• **Stated task**
Spot each line in the records below where the word "that" occurs, then copy it.

• **Listed entries**
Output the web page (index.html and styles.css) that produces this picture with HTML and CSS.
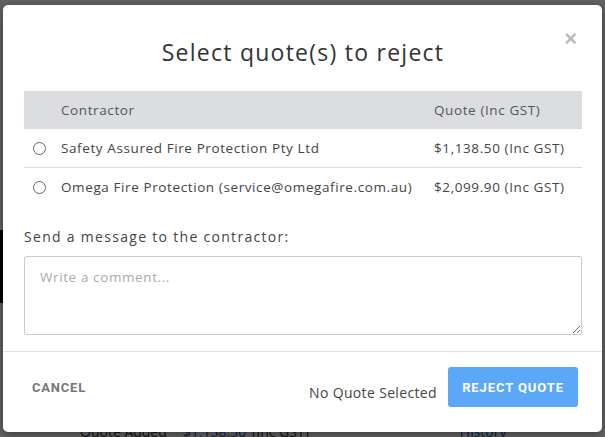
FILE: index.html
```html
<!DOCTYPE html>
<html>
<head>
<meta charset="utf-8">
<link rel="stylesheet" href="styles.css">
</head>
<body>
<div class="page">
  <div class="page-strip"></div>
  <div class="page-row">
    <span class="pr-label">Quote Added</span>
    <span class="pr-amount">$1,138.50</span>
    <span class="pr-inc">(Inc GST)</span>
    <span class="pr-history">History</span>
  </div>
</div>
<div class="overlay">
  <div class="modal">
    <button class="close" aria-label="Close">×</button>
    <h2 class="title">Select quote(s) to reject</h2>
    <div class="table">
      <div class="row head">
        <div class="cell"></div>
        <div class="cell">Contractor</div>
        <div class="cell">Quote (Inc GST)</div>
      </div>
      <div class="row line">
        <div class="cell"><span class="radio"></span></div>
        <div class="cell">Safety Assured Fire Protection Pty Ltd</div>
        <div class="cell">$1,138.50 (Inc GST)</div>
      </div>
      <div class="row">
        <div class="cell"><span class="radio"></span></div>
        <div class="cell">Omega Fire Protection (service@omegafire.com.au)</div>
        <div class="cell">$2,099.90 (Inc GST)</div>
      </div>
    </div>
    <label class="msg-label">Send a message to the contractor:</label>
    <textarea class="comment" placeholder="Write a comment..."></textarea>
    <div class="footer">
      <button class="cancel">CANCEL</button>
      <div class="right">
        <span class="status">No Quote Selected</span>
        <button class="reject">REJECT QUOTE</button>
      </div>
    </div>
  </div>
</div>
</body>
</html>
```
FILE: styles.css
```css
html, body {
  margin: 0;
  padding: 0;
  width: 605px;
  height: 437px;
  overflow: hidden;
  font-family: "Open Sans", "DejaVu Sans", sans-serif;
}
body {
  background: #fff;
  position: relative;
}
.page {
  position: absolute;
  inset: 0;
  background: #f4f4f4;
}
.page-strip {
  position: absolute;
  left: 0;
  top: 230px;
  width: 12px;
  height: 73px;
  background: #000;
}
.page-row {
  position: absolute;
  left: 80px;
  top: 422px;
  font-size: 14px;
  color: #333;
  display: flex;
  gap: 6px;
}
.pr-amount { color: #1a4fa0; margin-left: 10px; }
.pr-history { color: #1a4fa0; margin-left: 145px; }
.overlay {
  position: absolute;
  inset: 0;
  background: rgba(0, 0, 0, 0.6);
  padding: 5px 3px 0 3px;
}
.modal {
  position: relative;
  width: 599px;
  height: 427px;
  box-sizing: border-box;
  background: #fff;
  border-radius: 5px;
  padding: 0 20px 0 21px;
  display: flex;
  flex-direction: column;
  box-shadow: 0 2px 8px rgba(0,0,0,0.4);
}
.close {
  position: absolute;
  right: 25px;
  top: 22px;
  border: none;
  background: none;
  color: #bbb;
  font-size: 22px;
  font-weight: bold;
  font-family: "Liberation Sans", Arial, sans-serif;
  padding: 0;
  line-height: 24px;
  cursor: pointer;
}
.title {
  margin: 29px 0 21px;
  text-align: center;
  font-size: 23px;
  line-height: 36px;
  font-weight: 400;
  letter-spacing: 1.25px;
  color: #333;
}
.table {
  display: flex;
  flex-direction: column;
}
.row {
  display: grid;
  grid-template-columns: 37px 373px 1fr;
  height: 38px;
  align-items: center;
  font-size: 13.5px;
  letter-spacing: 0.6px;
  color: #444;
}
.row.head {
  background: #dcdde1;
  color: #555;
}
.row.line {
  border-bottom: 1px solid #ddd;
}
.cell {
  white-space: nowrap;
}
.radio {
  display: block;
  width: 11px;
  height: 11px;
  border: 1px solid #666;
  border-radius: 50%;
  margin-left: 9px;
  background: #fff;
}
.msg-label {
  margin-top: 21px;
  font-size: 14px;
  line-height: 20px;
  letter-spacing: 1.3px;
  color: #444;
}
.comment {
  margin-top: 9px;
  height: 79px;
  box-sizing: border-box;
  border: 1px solid #ccc;
  border-radius: 2px;
  padding: 11px 15px;
  font-family: inherit;
  font-size: 13.5px;
  letter-spacing: 0.6px;
  color: #444;
  resize: vertical;
}
.comment::placeholder {
  color: #aaa;
}
.footer {
  margin: 16px -20px 0 -21px;
  border-top: 1px solid #e5e5e5;
  padding: 15px 24px 0 29px;
  display: flex;
  justify-content: space-between;
  align-items: flex-start;
}
.cancel {
  border: none;
  background: none;
  padding: 0;
  margin-top: 13px;
  font-family: "Roboto", "Liberation Sans", sans-serif;
  font-weight: 700;
  font-size: 13px;
  color: #777;
  letter-spacing: 0.8px;
}
.right {
  display: flex;
  align-items: center;
  gap: 11px;
}
.status {
  font-size: 14px;
  color: #444;
  letter-spacing: 0.35px;
  padding-top: 10px;
}
.reject {
  width: 130px;
  height: 40px;
  border: none;
  border-radius: 3px;
  background: #5aa8f7;
  color: #fff;
  font-family: "Roboto", "Liberation Sans", sans-serif;
  font-weight: 700;
  font-size: 13px;
  letter-spacing: 0.9px;
  padding: 0;
}
```
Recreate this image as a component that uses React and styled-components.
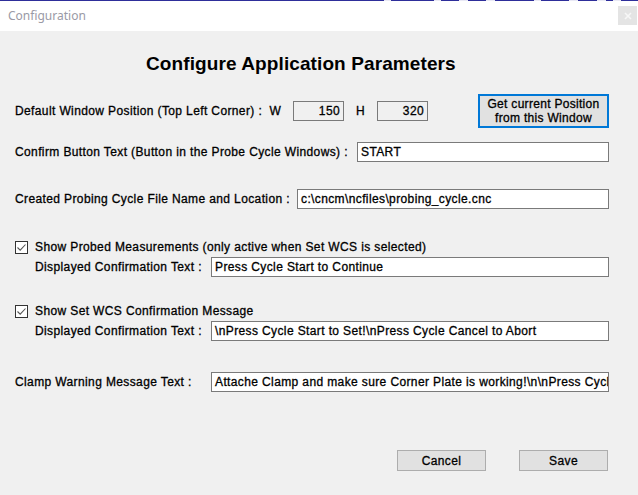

• **Solved problem**
Output the web page (index.html and styles.css) that produces this picture with HTML and CSS.
Recreate this image as a component that uses React and styled-components.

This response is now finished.